However, one former policymaker has called on the Reserve Bank of India to adopt crypto and go deeper into the digital currency age.

Building the Right Environment for Assets to Thrive

Earlier this week, Rama Subramaniam Gandhi, a former governor at the Reserve Bank, spoke at the inaugural Hodl 2021 virtual conference. Gandhi had tried to push the agency into adopting cryptocurrencies and creating an enabling environment for the assets to thrive in India to no avail.

The inaugural Hodl event, which was organized by the Blockchain and Crypto Assets Council of the Internet and Mobile Association of India, included several notable people across India’s crypto industry. They had reps from companies like top exchanges WazirX and CoinDCX, trading service ZebPay, and blockchain developer Polygon. While many of them gave opinions about the potential for blockchain and crypto to improve lives across India, Gandhi’s speech focused more on the regulatory angle.

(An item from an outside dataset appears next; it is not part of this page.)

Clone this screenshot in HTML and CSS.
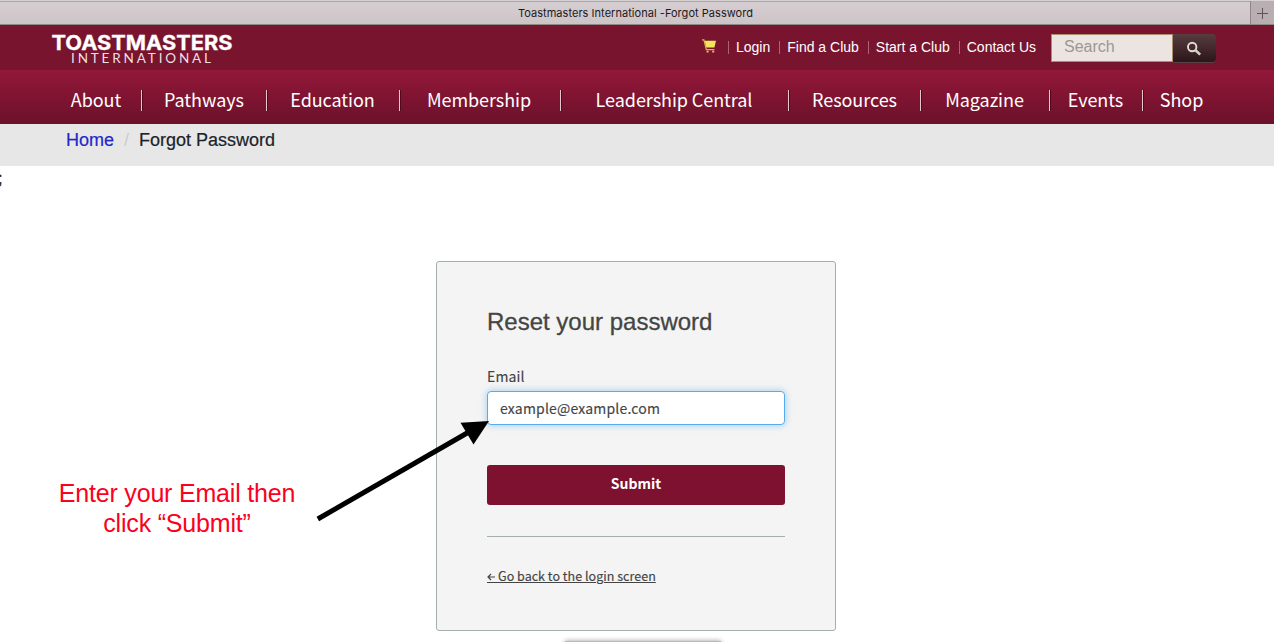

Gandhi had led the Reserve Bank from 2014 to 2017. As the former policymaker pointed out, cryptocurrencies should be treated in the country as a commodity or an asset – and appropriately taxed. He added that a stable regulatory framework would make it easier for Indians to invest in and hold cryptocurrencies.

“Cryptocurrencies should be paid for through normal payment channels. If they are not, it should be deemed mined, and capital gains tax must be levied. That is like voluntary disclosure.”

Murky Crypto Stance Won’t Affect CBDC Development

India’s stance on crypto has continued to be highly controversial. The Reserve Bank banned commercial banks from transacting with crypto companies in 2018, but the decision was overturned last year following a landmark ruling from the Supreme Court.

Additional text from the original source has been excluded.